Attorneys for Riggs Bank entered a guilty plea before Urbina on Jan. 27 to a criminal felony charge of failing to report suspicious transactions, including those in accounts of Pinochet and members of his family. Justice Department prosecutors laid out a case in which, they said, Riggs officials aggressively courted foreign political figures to win their banking business, failed to exercise proper oversight and aided these customers' illegitimate uses of the bank.

At the time, Urbina expressed some skepticism about the adequacy of the penalty, saying he wondered whether $16 million represented "just a business expense" for Riggs, a midsize institution with some $6.4 billion in assets.

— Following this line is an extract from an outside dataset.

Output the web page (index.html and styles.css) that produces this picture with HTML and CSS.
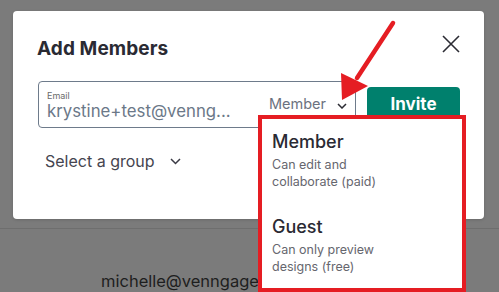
FILE: index.html
```html
<!DOCTYPE html>
<html>
<head>
<meta charset="utf-8">
<link rel="stylesheet" href="styles.css">
</head>
<body>
<div class="backdrop">
  <div class="backdrop-top"></div>
  <div class="backdrop-row">michelle@venngage.com</div>
</div>

<div class="modal">
  <div class="modal-head">
    <h2 class="title">Add Members</h2>
    <button class="close" aria-label="Close">
      <svg width="18" height="18" viewBox="0 0 18 18"><path d="M1 1 L17 17 M17 1 L1 17" stroke="#2b2b33" stroke-width="1.6" fill="none"/></svg>
    </button>
  </div>
  <div class="invite-row">
    <div class="field">
      <div class="field-text">
        <span class="field-label">Email</span>
        <span class="field-value">krystine+test@venng...</span>
      </div>
      <div class="role">
        <span>Member</span>
        <svg width="10" height="6" viewBox="0 0 10 6"><path d="M1 1 L5 5 L9 1" stroke="#2b2b33" stroke-width="1.5" fill="none"/></svg>
      </div>
    </div>
    <button class="invite">Invite</button>
  </div>
  <div class="group">
    <span>Select a group</span>
    <svg width="11" height="7" viewBox="0 0 11 7"><path d="M1 1 L5.5 5.5 L10 1" stroke="#3a3a44" stroke-width="1.5" fill="none"/></svg>
  </div>

  <div class="menu">
    <div class="option">
      <div class="option-title">Member</div>
      <div class="option-desc">Can edit and<br>collaborate (paid)</div>
    </div>
    <div class="option">
      <div class="option-title">Guest</div>
      <div class="option-desc">Can only preview<br>designs (free)</div>
    </div>
  </div>
</div>

<svg class="arrow" width="499" height="292" viewBox="0 0 499 292">
  <line x1="393" y1="23" x2="357" y2="78" stroke="#e51d23" stroke-width="4.5" stroke-linecap="round"/>
  <polygon points="341,73 368,86 342,100" fill="#e51d23"/>
</svg>
</body>
</html>
```

FILE: styles.css
```css
* { box-sizing: border-box; }
html, body { margin: 0; padding: 0; }
body {
  width: 499px;
  height: 292px;
  overflow: hidden;
  background: #7b7b7b;
  font-family: Inter, "Noto Sans", sans-serif;
  position: relative;
}
.backdrop-top {
  height: 229px;
  border-bottom: 1px solid #6e6e6e;
}
.backdrop-row {
  padding: 42px 0 0 101px;
  font-size: 16.5px;
  color: #1e1e1e;
  line-height: 20px;
}
.modal {
  position: absolute;
  left: 13px;
  top: 11px;
  width: 471px;
  height: 208px;
  background: #fff;
  border-radius: 4px;
  padding: 0 24px 0 25px;
  box-shadow: 0 1px 3px rgba(0,0,0,0.15);
}
.modal-head {
  display: flex;
  justify-content: space-between;
  align-items: flex-start;
  padding-top: 26px;
}
.title {
  margin: 0 0 0 -1px;
  font-size: 19px;
  font-weight: 700;
  color: #2a2a33;
  line-height: 23px;
  letter-spacing: 0.1px;
}
.close {
  border: 0;
  background: none;
  padding: 0;
  margin: -2px 0 0 0;
  width: 18px;
  height: 18px;
  display: flex;
}
.invite-row {
  display: flex;
  align-items: center;
  gap: 11px;
  margin-top: 21px;
}
.field {
  width: 318px;
  height: 47px;
  border: 1px solid #6e7b8b;
  border-radius: 4px;
  display: flex;
  align-items: center;
  padding: 0 0 0 8px;
}
.field-text {
  flex: 1;
  display: flex;
  flex-direction: column;
  padding-top: 2px;
}
.field-label {
  font-size: 9px;
  color: #6b6b6b;
  line-height: 10px;
}
.field-value {
  font-size: 16.8px;
  color: #6b7888;
  line-height: 20px;
}
.role {
  display: flex;
  align-items: center;
  gap: 11px;
  font-size: 14.5px;
  color: #6b7280;
  padding-right: 8px;
  margin-top: -2px;
}
.role svg { margin-top: 4px; }
.invite {
  width: 93px;
  height: 35px;
  border: 0;
  border-radius: 4px;
  background: #00806d;
  color: #fff;
  font-family: Inter, sans-serif;
  font-size: 17px;
  font-weight: 700;
  padding: 0;
  margin-top: -1px;
}
.group {
  display: flex;
  align-items: center;
  gap: 15px;
  margin: 23px 0 0 7px;
  font-size: 16px;
  color: #45454f;
  line-height: 20px;
}
.group svg { margin-top: 1px; }
.menu {
  position: absolute;
  left: 245px;
  top: 104px;
  width: 208px;
  height: 177px;
  background: #fff;
  border: 4.5px solid #e51d23;
  padding: 12px 10px 0 10px;
  display: flex;
  flex-direction: column;
  gap: 26px;
}
.option-title {
  font-size: 18px;
  font-weight: 500;
  color: #2a2a33;
  line-height: 22px;
}
.option-desc {
  margin-top: 3px;
  font-size: 12.5px;
  color: #66666e;
  line-height: 17px;
}
.arrow {
  position: absolute;
  left: 0;
  top: 0;
  pointer-events: none;
}
```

In a report released two weeks ago, Senate investigators charged that Riggs' dealings with Pinochet and his family were far more extensive and long-standing than had been known. The report said the relationship stretched from 1979 to 2004 and involved 28 accounts and certificates of deposit at the bank rather than the nine previously reported.

At the January hearing, the prosecutors revealed a list of deceptions they said were used by Riggs managers to conceal Pinochet's ownership of the assets. They included establishing fake offshore companies and altering his name on some of the accounts. This occurred at a time when prosecutors in several countries were trying to freeze Pinochet's assets and bring him to justice for alleged crimes against humanity during his reign in Chile.

The Justice Department has been investigating the Riggs executives' handling of some foreigners' accounts, including those held by Pinochet, Saudi diplomats and officials of the government of President Teodoro Obiang in Equatorial Guinea.

The West African country, which has been cited by the State Department for human rights abuses, corruption and diversion of oil revenues to government officials - it is Africa's third largest oil producer - became Riggs' biggest single customer with nearly $700 million in accounts and certificates of deposit. Riggs managers helped Obiang set up an offshore shell corporation that took in deposits of more than $11 million during two years of questionable transactions, according to prosecutors.

PNC is buying Riggs National, stripped of the embassy and international business that got the bank into trouble, in a cash-and-stock deal that is scheduled to be completed by the end of May.

Riggs National's chairman and CEO, Robert L. Allbritton, abruptly resigned this month, relinquishing his position and board seat in a move that stripped his family, the bank's biggest shareholder, of executive control of the bank and any direct representation on its board.

Allbritton's announcement came 10 days after he and his family agreed to pay $1 million into a new $9 million fund for Chilean victims of Pinochet's tenure. The bank is paying the remaining $8 million.